On August 4, 2016, the FCC issued a Declaratory Ruling in which it determined that school callers and utility companies are permitted under the TCPA to make autodialed calls and send automated texts under certain circumstances. The ruling specifically responds to two petitions seeking such a ruling. The petitioners are as follows:
- Blackboard, Inc.– Blackboard sought a declaratory ruling that the TCPA rules “do not apply to informational, non-commercial, nonadvertising, and non-telemarketing autodialed and prerecorded messages sent by Blackboard’s educational institution customers because those calls are made for ‘emergency purposes.’” Blackboard was sued under the TCPA on the basis of informational calls and text messages sent to consumers regarding educational information (i.e., school announcements and closures). Blackboard transmits these calls and messages to phone numbers provided by schools that participate in the notification program. Blackboard argues that these informational messages should be distinguished from telemarketing calls and that they are made for “emergency purposes” and therefore not subject to the same consent and delivery restrictions as other calls.

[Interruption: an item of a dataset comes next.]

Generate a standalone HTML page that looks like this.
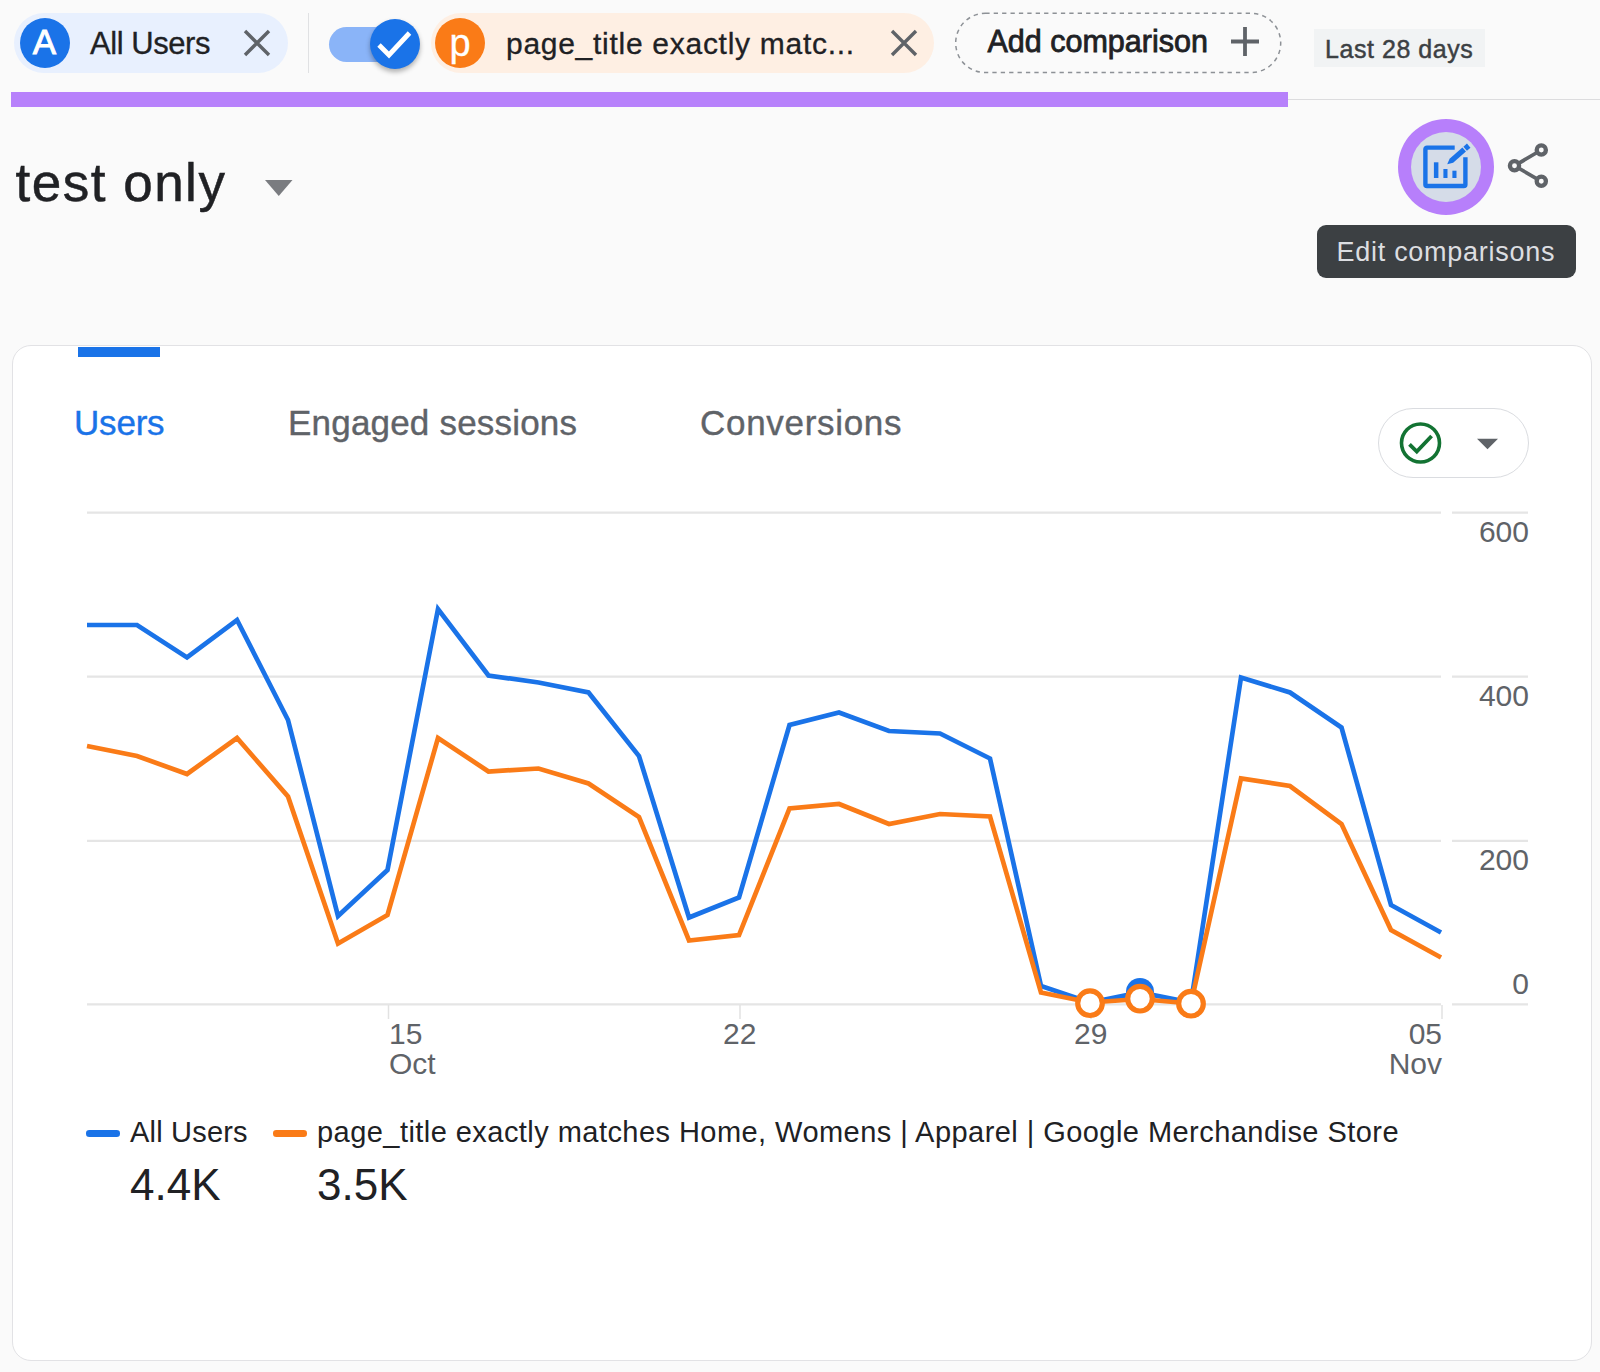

- Edison Electric Institute and American Gas Association– EEI and AGA asked the Commission to issue a declaratory ruling that a “utility customer’s provision of a telephone number, including a cellphone number, to an energy utility satisfies the TCPA consent requirements for such customer to receive non-telemarketing, informational calls at that number related to the customer’s utility service.” The petition noted that although the Commission has previously indicated that certain communications from a utility company to its customers are exempt from the TCPA’s consent requirements (i.e., for emergency communications), it had not issued a “comprehensive statement” on the issue of what consent is required for non-emergency communications from energy utilities. The petition claimed that the absence of such a statement has allowed “an aggressive plaintiffs’ bar” to pursue TCPA litigation against utility companies “that, in a rational world, would kindly be described as absurd.”
With respect to Blackboard’s petition, the Commission granted in part and denied in part a request to confirm that all autodialed calls made by an educational organization are made for an “emergency purpose,” and therefore would be exempt from the TCPA. Specifically, the Commission determined that “autodialed calls to wireless numbers made necessary by a situation affecting the health and safety of students and faculty are made for an emergency purpose,” while other informational calls (such as reminders of parent-teacher conferences) would not fall under the emergency purpose TCPA exception, and therefore would be subject to prior express consent requirements. Describing this consent, however, the Commission stated that “when a parent/guardian or student provides only their wireless number as a contact to a school, the scope of consent includes communications from the school closely related to the educational mission of the school or to official school activities absent instructions to the contrary from the party who provides the phone number.” (emphasis added). Note: in this passage, the Commission is summarizing prior orders relating to the provision of consent for non-telemarketing calls to wireless numbers. However, the passage creates ambiguity because prior orders discuss any situation in which a consumer provides a wireless number as a contact number; nothing in prior orders suggests that the consent analysis varies based on whether the consumer provided only a wireless number or provided other contact number(s) as well.
Additionally, the Order denies Blackboard’s request for confirmation that consent transfers after a phone number has been reassigned, finding that such a request is moot in light of the Commission’s statements on reassigned phone numbers in the 2015 Omnibus TCPA Declaratory Ruling.
The Order also extends the “emergency purpose” exemption for school callers to “third parties sending emergency messages, e.g., in cooperation with schools to disseminate time-sensitive alerts … as long as the messages are limited to the emergency at issue and do not include any marketing.” Commissioner Jessica Rosenworcel dissented from this portion of the decision, asserting that “while perhaps unintended, this overbroad conclusion has the potential to become a gaping loophole that multiplies the number of unwanted robocalls consumers receive.”
In its discussion of the EEI/AGA petition, the declaratory ruling similarly found that a customer’s provision of his or her wireless phone number to a utility company constitutes consent to receive certain calls from that utility company about matters related to the service. Such calls can include calls to current customers to warn that failure to make payment will result in service curtailment. The order was clear, however, that “the utility company will bear the burden of showing it obtained the necessary prior express consent.” Additionally, unlike the Blackboard part of the decision, the Commission did not address whether communications sent by utility companies to their customers would fall within the TCPA’s “emergency purpose” exception. (The EEI/AGA petition had originally requested such a statement, but petitioners subsequently withdrew this portion of the request.)